- Active: 1967-Present
- Country: United Kingdom
- Branch: British Army
- Role: Logistics
- Size: Regiment 435 personnel
- Part of: Royal Logistic Corps
- Website: 157 Regiment RLC

= 157 (Welsh) Regiment RLC =

157 (Welsh) Regiment RLC is an Army Reserve regiment of the Royal Logistic Corps.

==History==
The regiment was formed in the Royal Corps of Transport as 157th (Wales and Midlands) Transport Regiment, RCT (Volunteers) in 1967. 224 Squadron was formed in 1969. The regiment was renamed 157th (Wales and Midlands) Transport Regiment, RCT (Volunteers) in 1987 and 157th (Wales and Midlands) Transport Regiment, RLC (Volunteers) in 1993. 580 Squadron was formed and HQ Squadron was re-designated 249 Squadron later that year.
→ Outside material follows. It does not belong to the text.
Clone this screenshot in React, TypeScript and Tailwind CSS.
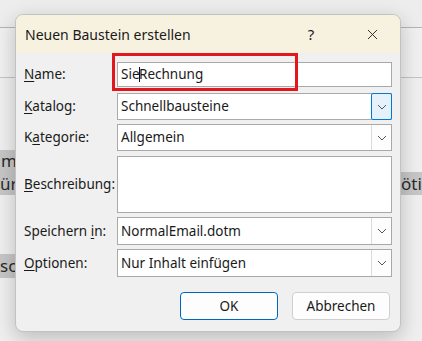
import { X } from 'lucide-react'

function Chevron() {
  return (
    <svg width="10" height="6" viewBox="0 0 10 6" fill="none">
      <path d="M1 1l4 4 4-4" stroke="#555" strokeWidth="1" />
    </svg>
  )
}

function Select({ value, focused }: { value: string; focused?: boolean }) {
  return (
    <div className="flex h-[27px] items-stretch border border-[#a9a9a9] bg-white">
      <div className="flex flex-1 items-center pl-[3px] text-[13.5px] text-[#1a1a1a]">{value}</div>
      {focused ? (
        <div className="-my-px -mr-px flex w-[21px] items-center justify-center rounded-[2px] border border-[#0078d4] bg-[#e5f1fb]">
          <Chevron />
        </div>
      ) : (
        <div className="flex w-[20px] items-center justify-center border-l border-[#dadada] bg-[#fdfdfd]">
          <Chevron />
        </div>
      )}
    </div>
  )
}

function Label({ pre, u, post }: { pre?: string; u: string; post?: string }) {
  return (
    <div className="flex items-center text-[13.5px] text-[#1a1a1a]">
      <span>
        {pre}
        <span className="underline underline-offset-2">{u}</span>
        {post}
      </span>
    </div>
  )
}

export default function App() {
  return (
    <div
      className="relative h-[341px] w-[422px] overflow-hidden bg-[#efefef]"
      style={{ fontFamily: '"Noto Sans", "Open Sans", sans-serif' }}
    >
      {/* document behind the dialog */}
      <div className="h-[28px] border-b border-[#b4b4b4] bg-[#ededed]" />
      <div className="h-[50px] border-b border-[#c4c4c4] bg-[#f0f0f0]" />
      <div className="h-[72px]" />
      <div className="flex justify-between text-[17px] leading-[22px] text-[#2a2a2a]">
        <div className="w-[40px] bg-[#c6c6c6] pl-px">m .</div>
      </div>
      <div className="flex justify-between text-[17px] leading-[23px] text-[#2a2a2a]">
        <div className="w-[40px] bg-[#c6c6c6]">ür</div>
        <div className="w-[22px] bg-[#c6c6c6] pl-px">öti</div>
      </div>
      <div className="h-[59px]" />
      <div className="flex text-[17px] leading-[24px] text-[#2a2a2a]">
        <div className="w-[40px] bg-[#c6c6c6]">sc</div>
      </div>

      {/* dialog */}
      <div className="absolute left-[15px] top-[14px] w-[386px] overflow-hidden rounded-[8px] border border-[#c2c2c2] bg-[#f0f0f0] shadow-[0_6px_20px_rgba(0,0,0,0.22)]">
        <div className="flex h-[38px] items-center bg-[#f7f2e0] pl-[9px] text-[14px] text-[#1a1a1a]">
          <span className="flex-1">Neuen Baustein erstellen</span>
          <span className="w-[74px] text-center text-[15px]">?</span>
          <span className="flex w-[52px] justify-center pr-[4px]">
            <X className="h-[17px] w-[17px] text-[#222]" strokeWidth={1.3} />
          </span>
        </div>

        <div className="relative px-[8px] pt-[9px] pb-[11px]">
          <div className="grid grid-cols-[93px_275px] gap-x-0">
            <Label u="N" post="ame:" />
            <div className="flex h-[25px] items-center border border-[#a9a9a9] bg-white pl-[3px] text-[13.5px] text-[#1a1a1a]">
              Sie<span className="mx-[-1px] inline-block h-[15px] w-[1.5px] bg-[#111]" />Rechnung
            </div>

            <div className="col-span-2 h-[6px]" />
            <Label u="K" post="atalog:" />
            <Select value="Schnellbausteine" focused />

            <div className="col-span-2 h-[4px]" />
            <Label pre="K" u="a" post="tegorie:" />
            <Select value="Allgemein" />

            <div className="col-span-2 h-[5px]" />
            <Label u="B" post="eschreibung:" />
            <div className="h-[57px] border border-[#a9a9a9] bg-white" />

            <div className="col-span-2 h-[4px]" />
            <Label pre="Speichern " u="i" post="n:" />
            <div className="[&>div]:h-[28px]">
              <Select value="NormalEmail.dotm" />
            </div>

            <div className="col-span-2 h-[4px]" />
            <Label u="O" post="ptionen:" />
            <div className="[&>div]:h-[28px]">
              <Select value="Nur Inhalt einfügen" />
            </div>
          </div>

          <div className="mt-[15px] flex justify-end gap-[14px] pr-[2px]">
            <button className="h-[28px] w-[98px] rounded-[4px] border border-[#0067c0] bg-[#fdfdfd] text-[13.5px] text-[#1a1a1a]">
              OK
            </button>
            <button className="h-[28px] w-[98px] rounded-[4px] border border-[#d0d0d0] bg-[#fdfdfd] text-[13.5px] text-[#1a1a1a]">
              Abbrechen
            </button>
          </div>

          {/* red highlight annotation */}
          <div className="pointer-events-none absolute left-[96px] top-0 h-[38px] w-[186px] border-[3px] border-[#e3161e]" />
        </div>
      </div>
    </div>
  )
}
The regiment was-renamed 157th (Wales and Midlands) Logistic Support Regiment, RLC (Volunteers) in 1999 and 157th (Wales and Midlands) Transport Regiment, RLC (Volunteers) in 2006.

==Structure==
The regiment's structure is:
- Regimental Headquarters, at Maindy Barracks, Cardiff
- 249 Headquarters Squadron, at Maindy Barracks, Cardiff
- 223 Transport Squadron, in Swansea
- 224 Transport Squadron, in Carmarthen
  - A Troop, in Haverfordwest
- 398 Transport Squadron, in Queensferry
- 580 Transport Squadron, at Maindy Barracks, Cardiff

==Battle honours==

FISHGUARD. This was awarded to the Pembroke Yeomanry (Castlemartin) in 1853 to reflect the Regiment's involvement in the last invasion of Britain by the French in 1797. This honour is carried forward to the Welsh Transport Regiment by 224 (Pembroke Yeomanry) Squadron.